Loan: A loan agreement
usually includes restrictive covenants that require the customer to maintain
certain financial ratios that may restrict the customer's ability to borrow
future funds. In the event the customer violates one or more of the
covenants, the lender has the right to demand payment in full of the outstanding
loan amount even though the loan payments have been made on time.
Lease:
A lease does not contain
restrictive covenants that limit the lessee's ability to borrow future funds.

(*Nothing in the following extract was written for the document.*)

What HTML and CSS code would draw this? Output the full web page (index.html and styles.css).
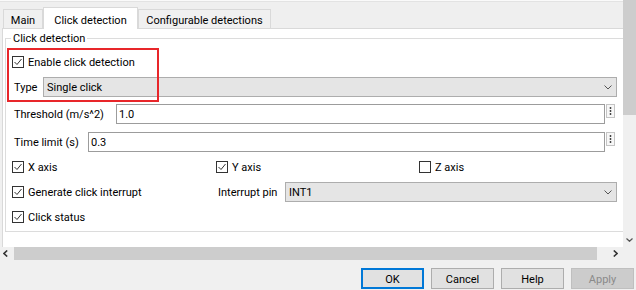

As long as the lessee continues to make their lease payments, the lessor
can not disrupt the lessee's use of the equipment or demand the immediate
payment of the outstanding lease payments.
Loan:
A loan usually requires two
expenditures during the first payment period; a down payment at the beginning
and a loan payment at the end.
Lease:
A lease requires only a lease
payment at the beginning of the first payment period which is usually much lower
than the down payment.
Loan:
The end user bears all the
risk of equipment devaluation because of new technology.
Lease:
The end user transfers all
risk of obsolescence to the lessors as there is no obligations to own equipment
at the end of the lease.
Loan:
End users may claim a tax
deduction for a portion of the loan payment as interest and for depreciation
which is tied to IRS depreciation schedules.
Lease:
When leases are structured as
true leases, the end user may claim the entire lease payment as a tax deduction.
The equipment write-off is tied to the lease term, which can be shorter than IRS
depreciation schedules, resulting in larger tax deductions each year. The
deduction is also the same every year, which simplifies budgeting (Equipment
financed with a conditional sale lease is treated the same as owned equipment.)
Loan:
Financial Accounting Standards
require owned equipment to appear as an asset with a corresponding liability on
the balance sheet.
Lease:
Leased assets are expensed
when the lease is an operating lease. Such assets do not appear on the balance
sheet, which can improve financial ratios.
Loan:
A larger portion
of the financial obligation is paid in today's more expensive dollars.
Lease:
More of the cash
flow, especially the option to purchase the equipment, occurs later in the lease
term when inflation makes dollars cheaper.